* _What to work on_: Write the lines out again, from the top of the material to the line containing "import React from", pictures excluded.

▼▼▼

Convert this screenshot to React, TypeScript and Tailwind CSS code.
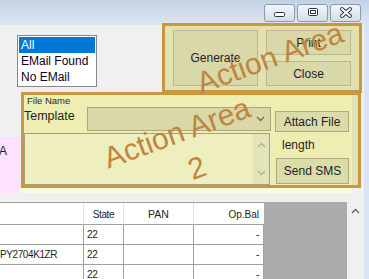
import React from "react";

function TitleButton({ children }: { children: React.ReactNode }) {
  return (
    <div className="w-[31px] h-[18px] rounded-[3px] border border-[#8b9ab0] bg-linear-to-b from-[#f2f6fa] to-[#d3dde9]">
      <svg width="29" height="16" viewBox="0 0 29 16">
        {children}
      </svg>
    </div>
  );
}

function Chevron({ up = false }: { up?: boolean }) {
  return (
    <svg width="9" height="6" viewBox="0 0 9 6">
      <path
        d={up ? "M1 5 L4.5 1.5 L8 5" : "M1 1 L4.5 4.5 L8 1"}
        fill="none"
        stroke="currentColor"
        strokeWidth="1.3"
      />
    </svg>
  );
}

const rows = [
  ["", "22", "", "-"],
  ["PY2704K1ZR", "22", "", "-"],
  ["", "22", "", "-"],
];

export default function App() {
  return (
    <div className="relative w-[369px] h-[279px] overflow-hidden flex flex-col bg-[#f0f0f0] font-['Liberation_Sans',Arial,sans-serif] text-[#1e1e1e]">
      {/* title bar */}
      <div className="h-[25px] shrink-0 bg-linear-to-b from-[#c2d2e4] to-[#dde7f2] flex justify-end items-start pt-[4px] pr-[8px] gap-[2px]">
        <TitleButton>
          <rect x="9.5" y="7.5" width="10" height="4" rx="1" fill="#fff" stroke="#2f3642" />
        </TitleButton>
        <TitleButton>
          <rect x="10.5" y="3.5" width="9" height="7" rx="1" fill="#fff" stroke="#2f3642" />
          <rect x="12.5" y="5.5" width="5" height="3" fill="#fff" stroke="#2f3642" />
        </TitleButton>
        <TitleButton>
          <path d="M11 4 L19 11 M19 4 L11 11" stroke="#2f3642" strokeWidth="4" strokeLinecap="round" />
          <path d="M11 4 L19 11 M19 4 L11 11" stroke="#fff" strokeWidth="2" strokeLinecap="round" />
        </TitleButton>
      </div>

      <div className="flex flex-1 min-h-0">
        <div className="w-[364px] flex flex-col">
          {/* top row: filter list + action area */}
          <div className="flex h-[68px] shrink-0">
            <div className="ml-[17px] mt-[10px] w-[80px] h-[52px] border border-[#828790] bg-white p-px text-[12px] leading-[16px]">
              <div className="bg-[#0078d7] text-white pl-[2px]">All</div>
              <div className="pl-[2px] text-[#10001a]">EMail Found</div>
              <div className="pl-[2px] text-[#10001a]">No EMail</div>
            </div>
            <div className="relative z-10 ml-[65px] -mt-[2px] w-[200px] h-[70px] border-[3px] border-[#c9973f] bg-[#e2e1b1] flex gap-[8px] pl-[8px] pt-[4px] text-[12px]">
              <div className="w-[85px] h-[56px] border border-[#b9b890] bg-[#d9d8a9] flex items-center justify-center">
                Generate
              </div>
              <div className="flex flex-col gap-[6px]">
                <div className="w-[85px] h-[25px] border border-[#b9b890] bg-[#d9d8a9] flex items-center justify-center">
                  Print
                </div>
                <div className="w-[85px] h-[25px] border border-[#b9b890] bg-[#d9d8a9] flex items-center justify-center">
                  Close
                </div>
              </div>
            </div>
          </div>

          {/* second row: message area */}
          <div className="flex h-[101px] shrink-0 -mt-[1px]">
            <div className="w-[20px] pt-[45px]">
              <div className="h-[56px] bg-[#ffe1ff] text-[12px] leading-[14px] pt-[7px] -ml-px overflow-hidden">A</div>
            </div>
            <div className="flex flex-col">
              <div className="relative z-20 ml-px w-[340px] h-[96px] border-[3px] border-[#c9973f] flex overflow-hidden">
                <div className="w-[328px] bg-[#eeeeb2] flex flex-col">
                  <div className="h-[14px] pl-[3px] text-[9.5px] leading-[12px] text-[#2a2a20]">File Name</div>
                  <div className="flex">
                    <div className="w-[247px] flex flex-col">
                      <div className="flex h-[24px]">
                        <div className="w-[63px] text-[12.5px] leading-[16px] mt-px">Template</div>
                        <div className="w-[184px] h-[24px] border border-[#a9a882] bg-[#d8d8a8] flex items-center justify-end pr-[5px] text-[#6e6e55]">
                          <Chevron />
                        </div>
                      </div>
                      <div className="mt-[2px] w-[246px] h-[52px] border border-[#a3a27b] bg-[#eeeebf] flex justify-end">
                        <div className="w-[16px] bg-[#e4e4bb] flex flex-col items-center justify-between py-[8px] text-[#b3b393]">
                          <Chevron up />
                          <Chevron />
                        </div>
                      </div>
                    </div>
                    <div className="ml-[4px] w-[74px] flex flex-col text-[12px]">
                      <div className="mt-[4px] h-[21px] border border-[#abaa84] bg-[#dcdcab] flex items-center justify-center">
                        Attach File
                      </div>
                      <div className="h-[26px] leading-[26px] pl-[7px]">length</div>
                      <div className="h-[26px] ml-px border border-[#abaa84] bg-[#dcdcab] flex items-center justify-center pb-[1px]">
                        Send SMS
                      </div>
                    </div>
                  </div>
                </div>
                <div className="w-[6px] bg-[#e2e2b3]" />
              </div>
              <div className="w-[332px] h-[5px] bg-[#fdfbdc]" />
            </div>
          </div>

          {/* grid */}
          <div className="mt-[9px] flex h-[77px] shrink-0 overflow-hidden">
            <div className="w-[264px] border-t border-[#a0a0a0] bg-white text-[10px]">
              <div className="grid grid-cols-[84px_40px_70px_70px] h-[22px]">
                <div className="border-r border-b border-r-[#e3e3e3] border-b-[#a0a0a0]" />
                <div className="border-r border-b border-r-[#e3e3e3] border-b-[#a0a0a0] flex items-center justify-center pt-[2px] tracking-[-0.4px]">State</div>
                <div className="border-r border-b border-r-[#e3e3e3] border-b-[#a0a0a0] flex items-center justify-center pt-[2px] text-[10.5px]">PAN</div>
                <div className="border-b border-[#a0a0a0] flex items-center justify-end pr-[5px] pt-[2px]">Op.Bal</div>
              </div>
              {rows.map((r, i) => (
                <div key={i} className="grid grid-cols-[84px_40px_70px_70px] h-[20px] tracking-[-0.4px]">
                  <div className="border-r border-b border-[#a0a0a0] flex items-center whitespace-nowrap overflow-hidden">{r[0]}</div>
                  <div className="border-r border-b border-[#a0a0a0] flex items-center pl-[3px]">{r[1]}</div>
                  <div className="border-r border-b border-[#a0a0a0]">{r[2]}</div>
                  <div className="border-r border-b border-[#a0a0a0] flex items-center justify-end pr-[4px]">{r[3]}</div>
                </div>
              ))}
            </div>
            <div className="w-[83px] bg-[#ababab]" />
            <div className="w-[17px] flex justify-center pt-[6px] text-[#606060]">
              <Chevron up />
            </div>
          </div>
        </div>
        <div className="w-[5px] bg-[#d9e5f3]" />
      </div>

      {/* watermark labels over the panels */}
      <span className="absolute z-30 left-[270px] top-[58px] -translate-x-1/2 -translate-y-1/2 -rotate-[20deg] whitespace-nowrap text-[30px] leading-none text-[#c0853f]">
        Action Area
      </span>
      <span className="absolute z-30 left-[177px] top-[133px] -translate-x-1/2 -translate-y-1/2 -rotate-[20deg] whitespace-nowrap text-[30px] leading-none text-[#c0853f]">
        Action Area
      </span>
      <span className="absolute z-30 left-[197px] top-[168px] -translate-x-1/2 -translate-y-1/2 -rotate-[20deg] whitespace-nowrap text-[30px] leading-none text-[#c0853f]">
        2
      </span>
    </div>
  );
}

▲▲▲

* _Response_:
Convert this screenshot to React, TypeScript and Tailwind CSS code.
import React from "react";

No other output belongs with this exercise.